Takeaway #8: Achieve specific goals- Your workout regimen should be designed to develop the appearance that you’re looking for, so it should involve the specific type of training involved with that activity. If you want to look like a professional boxer, you probably don’t want to focus on bicycle training to develop your calves & thighs, while ignoring your upper body. Before beginning, take time to identify the precise effects you want to project, and design your workouts accordingly.
Bringing it all together to achieve your goals
Actors know precisely what look they need to achieve, and their training is designed to bring them that look. Your training should be similarly focused, in order to achieve the quickest and most effective results. Don’t let yourself be sidetracked into training that doesn’t contribute directly to your goals. In this sort of program, more isn’t necessarily better.
It should be obvious that the repeated use of “appearance” and “look” imply just that. You may have those six-pack abs you want to show off on the beach, but that doesn’t imply you have the core strength to take a couple of rounds of belly punches from Evander Holyfield.

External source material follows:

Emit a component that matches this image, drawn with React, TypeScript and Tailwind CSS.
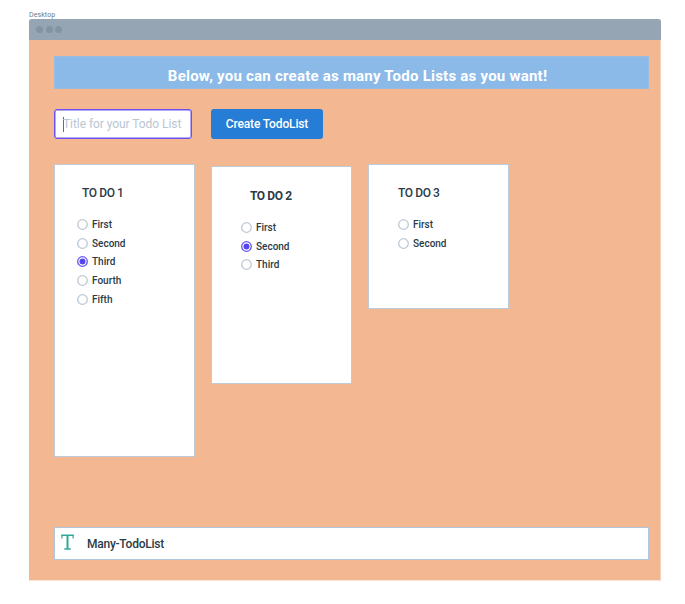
type TodoCard = {
  title: string;
  items: string[];
  selected?: string;
  card: string;
  heading: string;
  list: string;
};

const cards: TodoCard[] = [
  {
    title: "TO DO 1",
    items: ["First", "Second", "Third", "Fourth", "Fifth"],
    selected: "Third",
    card: "h-[293px] pt-[20px]",
    heading: "ml-[27px] font-medium tracking-[-0.4px]",
    list: "ml-[22px]",
  },
  {
    title: "TO DO 2",
    items: ["First", "Second", "Third"],
    selected: "Second",
    card: "mt-[2px] h-[218px] pt-[21px]",
    heading: "ml-[38px] font-bold tracking-[-0.4px]",
    list: "ml-[29px]",
  },
  {
    title: "TO DO 3",
    items: ["First", "Second"],
    card: "h-[145px] pt-[20px]",
    heading: "ml-[29px] font-medium tracking-[-0.4px]",
    list: "ml-[29px]",
  },
];

function Radio({ label, checked }: { label: string; checked: boolean }) {
  return (
    <li className="flex h-[18.75px] items-center gap-[4px]">
      <svg width="11" height="11" viewBox="0 0 11 11" className="shrink-0">
        <circle cx="5.5" cy="5.5" r="4.8" fill="#fff" stroke={checked ? "#6455ee" : "#bcc9d6"} strokeWidth="1.3" />
        {checked && <circle cx="5.5" cy="5.5" r="3" fill="#5546ec" />}
      </svg>
      <span className="mt-[1px] text-[10px] leading-[12px] font-medium">{label}</span>
    </li>
  );
}

export default function App() {
  return (
    <div className="h-[604px] w-[685px] overflow-hidden bg-white pt-[10px] pl-[29px] font-['Roboto','Liberation_Sans',sans-serif] text-[#2b3b47]">
      <div className="h-[9px] text-[7px] leading-[10px] tracking-[0.1px] text-[#6d7b87]">Desktop</div>
      <div className="h-[561px] w-[632px] overflow-hidden rounded-t-[3px] bg-[#f3b892] shadow-[0_1px_1px_#fae3d5]">
        <header className="flex h-[21px] items-center gap-[2.5px] bg-[#95a5b3] pl-[7px]">
          <span className="size-[7px] rounded-full bg-[#8293a2]" />
          <span className="size-[7px] rounded-full bg-[#8293a2]" />
          <span className="size-[7px] rounded-full bg-[#8293a2]" />
        </header>
        <main className="flex h-[540px] flex-col border-r border-[#f8d3ba] pt-[16px] pl-[25px]">
          <h1 className="h-[33px] w-[595px] border border-[#9bbbdd] bg-[#8bbae9] pt-[9px] pl-[12px] text-center text-[15px] leading-[20px] font-bold tracking-[0.23px] whitespace-nowrap text-white">
            Below, you can create as many Todo Lists as you want!
          </h1>
          <div className="mt-[20px] flex gap-[19px]">
            <div className="flex h-[30px] w-[138px] items-center rounded-[3px] border border-[#6a50f0] bg-white pl-[8px] shadow-[inset_0_0_0_0.5px_#6a50f0]">
              <span className="h-[15px] w-px bg-[#5f6e7b]" />
              <span className="-ml-px text-[12px] tracking-[-0.06px] whitespace-nowrap text-[#b9c6d4]">Title for your Todo List</span>
            </div>
            <button className="h-[30px] w-[112px] rounded-[3px] bg-[#267dd6] text-[12px] font-medium tracking-[-0.15px] whitespace-nowrap text-white">
              Create TodoList
            </button>
          </div>
          <div className="mt-[25px] flex h-[293px] items-start gap-[16px]">
            {cards.map((c) => (
              <section key={c.title} className={`w-[141px] border border-[#bccbd6] bg-white ${c.card}`}>
                <h2 className={`text-[12px] leading-[16px] ${c.heading}`}>{c.title}</h2>
                <ul className={`mt-[14px] ${c.list}`}>
                  {c.items.map((item) => (
                    <Radio key={item} label={item} checked={item === c.selected} />
                  ))}
                </ul>
              </section>
            ))}
          </div>
          <footer className="mt-[70px] flex h-[33px] w-[595px] items-center border border-[#b1c6db] bg-white pl-[6px]">
            <svg width="14" height="16" viewBox="0 0 14 16" className="-mt-[3px]" fill="none" stroke="#2ca999">
              <path d="M.9 4.5V1M12.1 4.5V1" strokeWidth="1.2" />
              <path d="M.3 1.2H12.7M3.3 15H9.7" strokeWidth="1.4" />
              <path d="M6.5 1V15" strokeWidth="2" />
            </svg>
            <span className="mt-[1px] ml-[12px] text-[12px] leading-none font-medium tracking-[-0.25px]">Many-TodoList</span>
          </footer>
        </main>
      </div>
    </div>
  );
}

While this sort of training certainly contributes to your health, it’s important to remember that the results are somewhat superficial. Just because you may think you look like you can snatch 500 lbs of free weight doesn’t mean you can. This sort of training won’t prepare you for highly strenuous activity, but it can make you look like you do it every day. Recognize the performance limitations of this type of training and avoid injuring yourself.